SUPPLIED DATA:
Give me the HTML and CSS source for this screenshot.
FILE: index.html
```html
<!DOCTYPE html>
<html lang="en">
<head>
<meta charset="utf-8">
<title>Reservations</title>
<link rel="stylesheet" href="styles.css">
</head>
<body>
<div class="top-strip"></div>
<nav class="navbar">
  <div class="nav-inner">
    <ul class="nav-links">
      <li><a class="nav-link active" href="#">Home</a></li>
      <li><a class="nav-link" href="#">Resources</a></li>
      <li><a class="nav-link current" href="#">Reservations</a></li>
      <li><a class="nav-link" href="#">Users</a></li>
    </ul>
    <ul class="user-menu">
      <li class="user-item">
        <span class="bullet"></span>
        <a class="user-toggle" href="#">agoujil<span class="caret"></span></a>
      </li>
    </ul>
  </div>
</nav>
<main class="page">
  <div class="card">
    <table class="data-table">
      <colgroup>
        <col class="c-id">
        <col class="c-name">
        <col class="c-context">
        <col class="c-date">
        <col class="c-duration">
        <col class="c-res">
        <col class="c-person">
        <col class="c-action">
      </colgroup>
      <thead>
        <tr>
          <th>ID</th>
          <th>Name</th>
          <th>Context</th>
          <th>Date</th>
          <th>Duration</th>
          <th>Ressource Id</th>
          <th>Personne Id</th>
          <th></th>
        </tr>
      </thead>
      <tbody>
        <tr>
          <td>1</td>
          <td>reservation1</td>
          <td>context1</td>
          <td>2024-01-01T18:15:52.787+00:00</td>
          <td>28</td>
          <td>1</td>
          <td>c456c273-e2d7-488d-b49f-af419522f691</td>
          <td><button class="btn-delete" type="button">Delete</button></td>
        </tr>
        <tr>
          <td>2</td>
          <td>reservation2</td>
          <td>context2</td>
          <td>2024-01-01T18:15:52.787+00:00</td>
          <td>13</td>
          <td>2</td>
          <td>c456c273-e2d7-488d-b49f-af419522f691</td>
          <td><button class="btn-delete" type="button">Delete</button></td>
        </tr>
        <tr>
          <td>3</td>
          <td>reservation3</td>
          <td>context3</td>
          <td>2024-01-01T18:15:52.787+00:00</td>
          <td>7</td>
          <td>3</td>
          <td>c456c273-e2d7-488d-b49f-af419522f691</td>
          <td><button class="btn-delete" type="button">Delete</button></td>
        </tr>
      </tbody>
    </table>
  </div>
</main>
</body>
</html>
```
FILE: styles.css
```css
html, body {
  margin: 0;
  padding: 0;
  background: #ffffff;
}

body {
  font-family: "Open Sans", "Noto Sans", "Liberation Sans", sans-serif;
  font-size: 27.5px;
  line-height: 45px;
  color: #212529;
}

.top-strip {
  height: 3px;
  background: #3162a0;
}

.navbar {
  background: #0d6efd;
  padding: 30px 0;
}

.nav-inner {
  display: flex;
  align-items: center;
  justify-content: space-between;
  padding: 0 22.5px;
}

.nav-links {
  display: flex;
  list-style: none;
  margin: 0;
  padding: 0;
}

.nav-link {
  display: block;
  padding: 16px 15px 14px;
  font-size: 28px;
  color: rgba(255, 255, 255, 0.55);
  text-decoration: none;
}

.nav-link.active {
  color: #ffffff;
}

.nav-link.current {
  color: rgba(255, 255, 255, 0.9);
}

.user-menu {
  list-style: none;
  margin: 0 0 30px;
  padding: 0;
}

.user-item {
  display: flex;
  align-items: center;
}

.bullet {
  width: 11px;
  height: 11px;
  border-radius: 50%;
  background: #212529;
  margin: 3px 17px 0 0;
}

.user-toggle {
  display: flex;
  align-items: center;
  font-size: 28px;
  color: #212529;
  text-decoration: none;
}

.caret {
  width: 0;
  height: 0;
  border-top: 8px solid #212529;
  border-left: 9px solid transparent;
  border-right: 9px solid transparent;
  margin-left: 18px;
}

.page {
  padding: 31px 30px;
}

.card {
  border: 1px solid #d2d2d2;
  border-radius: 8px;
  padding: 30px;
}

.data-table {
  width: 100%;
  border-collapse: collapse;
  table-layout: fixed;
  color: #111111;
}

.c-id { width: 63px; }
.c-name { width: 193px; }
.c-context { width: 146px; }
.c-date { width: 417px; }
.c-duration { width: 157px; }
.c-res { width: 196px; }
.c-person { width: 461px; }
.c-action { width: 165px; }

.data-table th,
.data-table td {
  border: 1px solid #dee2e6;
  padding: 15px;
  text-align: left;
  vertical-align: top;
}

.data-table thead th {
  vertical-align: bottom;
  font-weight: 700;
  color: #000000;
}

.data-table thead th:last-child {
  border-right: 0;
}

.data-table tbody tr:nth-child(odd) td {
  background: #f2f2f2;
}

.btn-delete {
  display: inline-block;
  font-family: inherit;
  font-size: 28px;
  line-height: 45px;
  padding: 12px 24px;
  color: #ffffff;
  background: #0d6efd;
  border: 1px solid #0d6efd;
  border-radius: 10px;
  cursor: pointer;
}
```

WHAT YOU WILL DO: Each line must be given again exactly as written above.

EXERCISE RESULT:
Give me the HTML and CSS source for this screenshot.
FILE: index.html
```html
<!DOCTYPE html>
<html lang="en">
<head>
<meta charset="utf-8">
<title>Reservations</title>
<link rel="stylesheet" href="styles.css">
</head>
<body>
<div class="top-strip"></div>
<nav class="navbar">
  <div class="nav-inner">
    <ul class="nav-links">
      <li><a class="nav-link active" href="#">Home</a></li>
      <li><a class="nav-link" href="#">Resources</a></li>
      <li><a class="nav-link current" href="#">Reservations</a></li>
      <li><a class="nav-link" href="#">Users</a></li>
    </ul>
    <ul class="user-menu">
      <li class="user-item">
        <span class="bullet"></span>
        <a class="user-toggle" href="#">agoujil<span class="caret"></span></a>
      </li>
    </ul>
  </div>
</nav>
<main class="page">
  <div class="card">
    <table class="data-table">
      <colgroup>
        <col class="c-id">
        <col class="c-name">
        <col class="c-context">
        <col class="c-date">
        <col class="c-duration">
        <col class="c-res">
        <col class="c-person">
        <col class="c-action">
      </colgroup>
      <thead>
        <tr>
          <th>ID</th>
          <th>Name</th>
          <th>Context</th>
          <th>Date</th>
          <th>Duration</th>
          <th>Ressource Id</th>
          <th>Personne Id</th>
          <th></th>
        </tr>
      </thead>
      <tbody>
        <tr>
          <td>1</td>
          <td>reservation1</td>
          <td>context1</td>
          <td>2024-01-01T18:15:52.787+00:00</td>
          <td>28</td>
          <td>1</td>
          <td>c456c273-e2d7-488d-b49f-af419522f691</td>
          <td><button class="btn-delete" type="button">Delete</button></td>
        </tr>
        <tr>
          <td>2</td>
          <td>reservation2</td>
          <td>context2</td>
          <td>2024-01-01T18:15:52.787+00:00</td>
          <td>13</td>
          <td>2</td>
          <td>c456c273-e2d7-488d-b49f-af419522f691</td>
          <td><button class="btn-delete" type="button">Delete</button></td>
        </tr>
        <tr>
          <td>3</td>
          <td>reservation3</td>
          <td>context3</td>
          <td>2024-01-01T18:15:52.787+00:00</td>
          <td>7</td>
          <td>3</td>
          <td>c456c273-e2d7-488d-b49f-af419522f691</td>
          <td><button class="btn-delete" type="button">Delete</button></td>
        </tr>
      </tbody>
    </table>
  </div>
</main>
</body>
</html>
```
FILE: styles.css
```css
html, body {
  margin: 0;
  padding: 0;
  background: #ffffff;
}

body {
  font-family: "Open Sans", "Noto Sans", "Liberation Sans", sans-serif;
  font-size: 27.5px;
  line-height: 45px;
  color: #212529;
}

.top-strip {
  height: 3px;
  background: #3162a0;
}

.navbar {
  background: #0d6efd;
  padding: 30px 0;
}

.nav-inner {
  display: flex;
  align-items: center;
  justify-content: space-between;
  padding: 0 22.5px;
}

.nav-links {
  display: flex;
  list-style: none;
  margin: 0;
  padding: 0;
}

.nav-link {
  display: block;
  padding: 16px 15px 14px;
  font-size: 28px;
  color: rgba(255, 255, 255, 0.55);
  text-decoration: none;
}

.nav-link.active {
  color: #ffffff;
}

.nav-link.current {
  color: rgba(255, 255, 255, 0.9);
}

.user-menu {
  list-style: none;
  margin: 0 0 30px;
  padding: 0;
}

.user-item {
  display: flex;
  align-items: center;
}

.bullet {
  width: 11px;
  height: 11px;
  border-radius: 50%;
  background: #212529;
  margin: 3px 17px 0 0;
}

.user-toggle {
  display: flex;
  align-items: center;
  font-size: 28px;
  color: #212529;
  text-decoration: none;
}

.caret {
  width: 0;
  height: 0;
  border-top: 8px solid #212529;
  border-left: 9px solid transparent;
  border-right: 9px solid transparent;
  margin-left: 18px;
}

.page {
  padding: 31px 30px;
}

.card {
  border: 1px solid #d2d2d2;
  border-radius: 8px;
  padding: 30px;
}

.data-table {
  width: 100%;
  border-collapse: collapse;
  table-layout: fixed;
  color: #111111;
}

.c-id { width: 63px; }
.c-name { width: 193px; }
.c-context { width: 146px; }
.c-date { width: 417px; }
.c-duration { width: 157px; }
.c-res { width: 196px; }
.c-person { width: 461px; }
.c-action { width: 165px; }

.data-table th,
.data-table td {
  border: 1px solid #dee2e6;
  padding: 15px;
  text-align: left;
  vertical-align: top;
}

.data-table thead th {
  vertical-align: bottom;
  font-weight: 700;
  color: #000000;
}

.data-table thead th:last-child {
  border-right: 0;
}

.data-table tbody tr:nth-child(odd) td {
  background: #f2f2f2;
}

.btn-delete {
  display: inline-block;
  font-family: inherit;
  font-size: 28px;
  line-height: 45px;
  padding: 12px 24px;
  color: #ffffff;
  background: #0d6efd;
  border: 1px solid #0d6efd;
  border-radius: 10px;
  cursor: pointer;
}
```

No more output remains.